Interview Tip: Don’t shard until you have to. Start with Read Replicas and Caching. Sharding is the “nuclear option” because of the operational complexity it adds.

Staff Engineer Tip: The Ghost Write Hazard. When using Dual-Write for zero-downtime resharding, you must handle the order of operations strictly. If your background migration job overwrites a fresh write from the application, you create “Ghost Data”. The solution is to use Version Stamps or Vector Clocks.

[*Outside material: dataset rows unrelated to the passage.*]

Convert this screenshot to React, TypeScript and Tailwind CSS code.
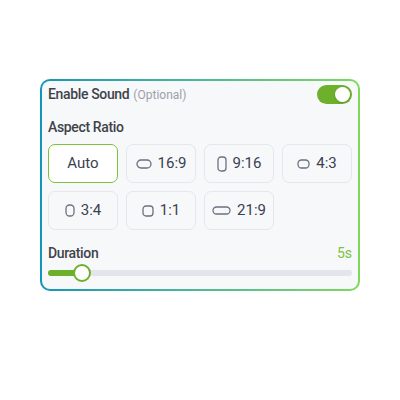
import React, { useState } from 'react';

type Ratio = { label: string; w: number; h: number; r: number };

const ratios: Ratio[] = [
  { label: '16:9', w: 14, h: 8, r: 4 },
  { label: '9:16', w: 8, h: 14, r: 3 },
  { label: '4:3', w: 11, h: 8, r: 3.5 },
  { label: '3:4', w: 8, h: 11, r: 3.5 },
  { label: '1:1', w: 10, h: 10, r: 3 },
  { label: '21:9', w: 17, h: 7, r: 3.5 },
];

const RatioIcon = ({ w, h, r }: { w: number; h: number; r: number }) => (
  <svg width={w + 2} height={h + 2} viewBox={`0 0 ${w + 2} ${h + 2}`} className="shrink-0">
    <rect x={1} y={1} width={w} height={h} rx={r} fill="none" stroke="#6b7280" strokeWidth={1.3} />
  </svg>
);

export default function App() {
  const [sound, setSound] = useState(true);
  const [selected, setSelected] = useState('Auto');
  const [duration] = useState(5);

  const btn = (active: boolean) =>
    `h-[39px] rounded-[7px] border flex items-center justify-center gap-[6px] text-[15px] text-[#3a4150] ${
      active ? 'border-[#7cc23f] bg-white' : 'border-[#e5e7eb] bg-[#f7f8fa]'
    }`;

  return (
    <div className="w-[400px] h-[400px] bg-white pt-[79px] pl-[40px]" style={{ fontFamily: 'Roboto, "Noto Sans", sans-serif' }}>
      <div className="w-[320px] rounded-[10px] p-[2px] bg-gradient-to-r from-[#1295b9] to-[#7ed957]">
        <div className="rounded-[8px] bg-[#f7f8fa] px-[6px] pt-[3px] pb-[6px]">
          <div className="flex items-center justify-between h-5">
            <div className="flex items-baseline gap-1">
              <span className="text-[14px] font-medium tracking-[-0.025em] text-[#3f434a]">Enable Sound</span>
              <span className="text-[12px] text-[#9ca1a9]">(Optional)</span>
            </div>
            <button
              onClick={() => setSound(!sound)}
              className={`w-[35px] h-[19px] rounded-full p-[2px] flex items-center ${sound ? 'bg-[#6db02c] justify-end' : 'bg-gray-300 justify-start'}`}
            >
              <span className="w-[15px] h-[15px] rounded-full bg-white shadow-sm" />
            </button>
          </div>

          <div className="mt-[13px] text-[14px] font-medium tracking-[-0.025em] text-[#3f434a] leading-5">Aspect Ratio</div>

          <div className="mt-[7px] grid grid-cols-4 gap-x-[8px] gap-y-[8px]">
            <button onClick={() => setSelected('Auto')} className={btn(selected === 'Auto')}>
              Auto
            </button>
            {ratios.map(r => (
              <button key={r.label} onClick={() => setSelected(r.label)} className={btn(selected === r.label)}>
                <RatioIcon w={r.w} h={r.h} r={r.r} />
                <span>{r.label}</span>
              </button>
            ))}
          </div>

          <div className="mt-[13px] flex items-center justify-between leading-5">
            <span className="text-[14px] font-medium tracking-[-0.025em] text-[#3f434a]">Duration</span>
            <span className="text-[14px] text-[#7cc23f]">{duration}s</span>
          </div>

          <div className="relative h-5 flex items-center">
            <div className="w-full h-[6px] rounded-full bg-[#e2e6ec]">
              <div className="h-full rounded-full bg-[#6db02c] w-[34px]" />
            </div>
            <div className="absolute left-[25px] top-[1px] w-[18px] h-[18px] rounded-full bg-white border-2 border-[#6db02c]" />
          </div>
        </div>
      </div>
    </div>
  );
}
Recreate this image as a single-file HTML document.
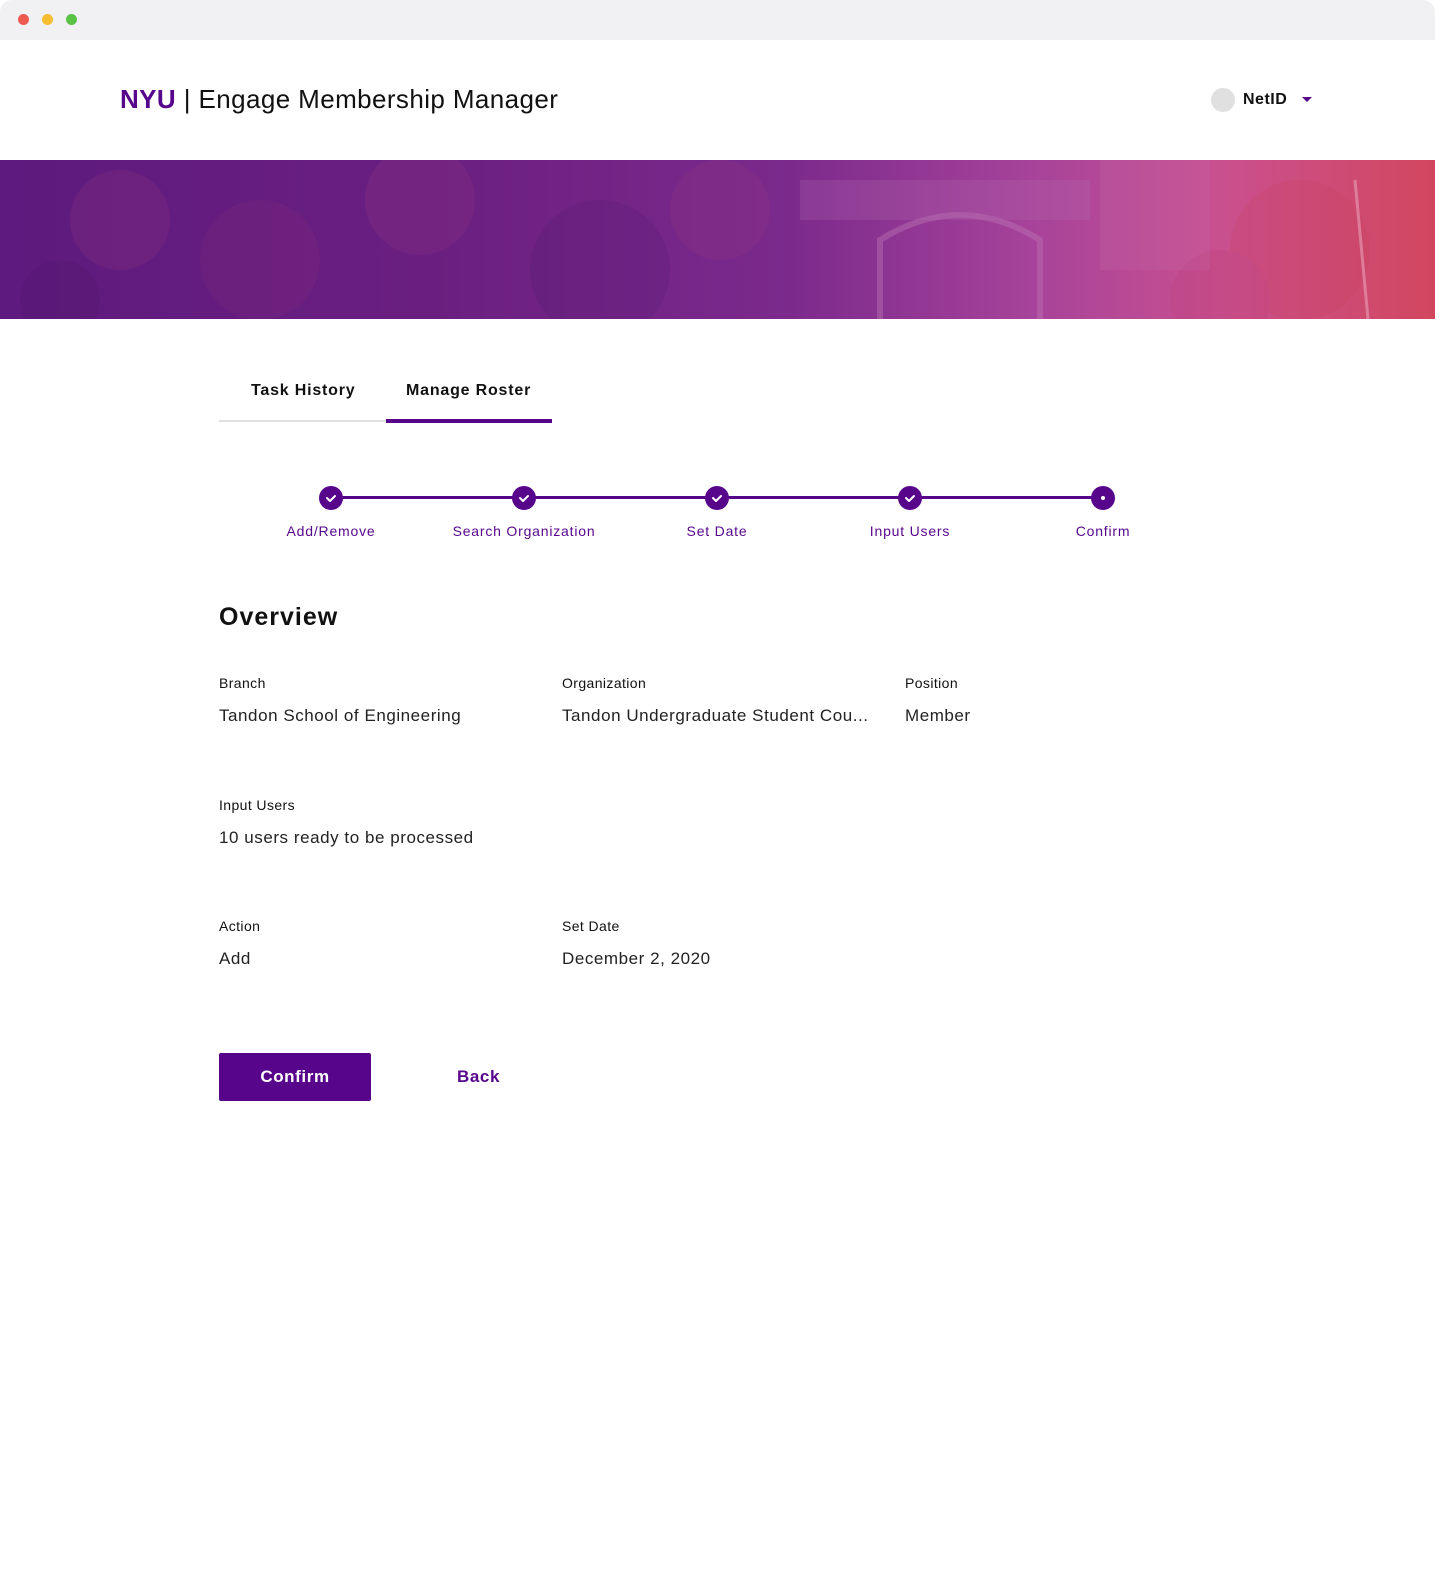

The NEW shard should only accept a background migration write if the row version is higher than what is already there.

Mnemonic — “Hash for Writes, Range for Reads”: Choose Hash Sharding when write throughput is priority (uniform I/O distribution). Choose Range Sharding when range queries are priority (time-series, analytics). For Celebrity/Hot Keys: use Virtual Buckets (key → bucket → node) for fine-grained mobility. Order of attack: 1) Read Replicas → 2) Caching → 3) Sharding (nuclear option last).

7. Case Study: Sharding a High-Concurrency Ticket Booking System (PEDALS Framework)

P - Process Requirements

Goal: Design the database layer for a system like TicketMaster handling global concert ticket sales.

  • Core Action: Users search for events, view available seats, and book tickets.
  • Constraints: Flash sales generate massive bursts of traffic. Double-booking is catastrophic.

E - Estimate

  • Traffic: 100,000 queries per second (QPS) during a flash sale (e.g., Taylor Swift tickets).
  • Storage: Moderate. Event metadata is small, but transaction logs and user reservations grow.
  • Read/Write Ratio: 100:1 (Thousands check availability, few successfully book).

D - Data Model

We need absolute ACID guarantees for financial transactions, making SQL (PostgreSQL/MySQL) the natural choice.

  • Events Table: event_id, venue_id, date
  • Tickets Table: ticket_id, event_id, seat_number, status (Available, Locked, Booked)

A - Architecture

A single PostgreSQL instance maxes out around 10k-20k writes/sec. We need to handle 100k+ QPS. We must shard the Tickets table.

  • Primary Shard Key Decision: We cannot shard by User ID, because multiple users will try to book the same event simultaneously, causing cross-shard transactions if we need to lock seats.
  • Better Shard Key: Shard by Event ID.
    • Advantage: All tickets for a specific event live on the same database node. A single node can use standard local ACID row-level locks to prevent double-booking. No distributed transactions (2PC) needed.

L - Localized Details (Handling the Hotspot)

The Celebrity Problem: Sharding by Event ID means a Taylor Swift concert (Event 99) sends 100% of its traffic to Shard 3, instantly melting it.

  • Solution: We must introduce Hybrid Sharding (Composite Key) or an In-Memory Locking Queue.
    • We can further shard hot events by Event ID + Venue Section. This distributes the locks across multiple nodes. (e.g., Floor seats on Node A, Balcony on Node B).

S - Scale

As the system scales to handle multiple concurrent global events, we utilize Virtual Buckets.

  • Instead of hashing Event ID directly to a physical server, we hash it to one of 1,024 Virtual Buckets.
  • We run a daemon monitoring node health. If the physical node holding the Taylor Swift virtual bucket approaches 90% CPU, the system automatically triggers a dynamic routing update, isolating that virtual bucket onto a massive, dedicated read-replica heavy hardware cluster just for the duration of the 15-minute flash sale.